Porque descolonizar de
verdad, y no en el museo, supondría desmantelar hasta casi los cimientos
nuestras naciones y nuestro bienestar, devolver toda la riqueza expoliada (esa
con la que se han levantado ciudades, palacios, teatros, iglesias o… museos),
integrar y resarcir a millones de migrantes, compensar todo el trabajo no
pagado, todos los crímenes no juzgados, todas las humillaciones recibidas…
Algo, en suma, impensable.

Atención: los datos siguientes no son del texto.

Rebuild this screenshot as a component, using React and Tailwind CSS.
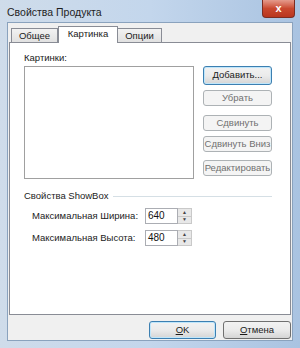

Y justo para no pensarlo es que se nos ocurre
devolver generosamente unos cuentos frisos, momias y objetos artísticos a gente
que, por otra parte, los entiende como tales objetos «artísticos» gracias a que
fueron instruidos en ello por los mismos colonizadores… ¿No es… soberbio?
Porque además, y ya que
estamos en modo irónico, ¿no se han preguntado ustedes si toda esta mala
conciencia anti-etnocéntrica que nos lleva heroicamente a la descolonización de
museos o el derribo de estatuas de turbios conquistadores, arriesgándonos al
acoso tuitero o a llegar tarde a cenar a casa, es también, no ya solo una pose
estetizante con la que apaciguar nuestro indomable espíritu revolucionario,
sino una exhibición no menos etnocéntrica y narcisista de paternalismo y
superioridad moral ante pueblos y culturas que, si no han hecho aún lo mismo
(expoliar a sus vecinos para gozar de sus riquezas) es porque no han podido?
Piénsenlo al salir del museo. De uno previamente «descolonizado», por favor.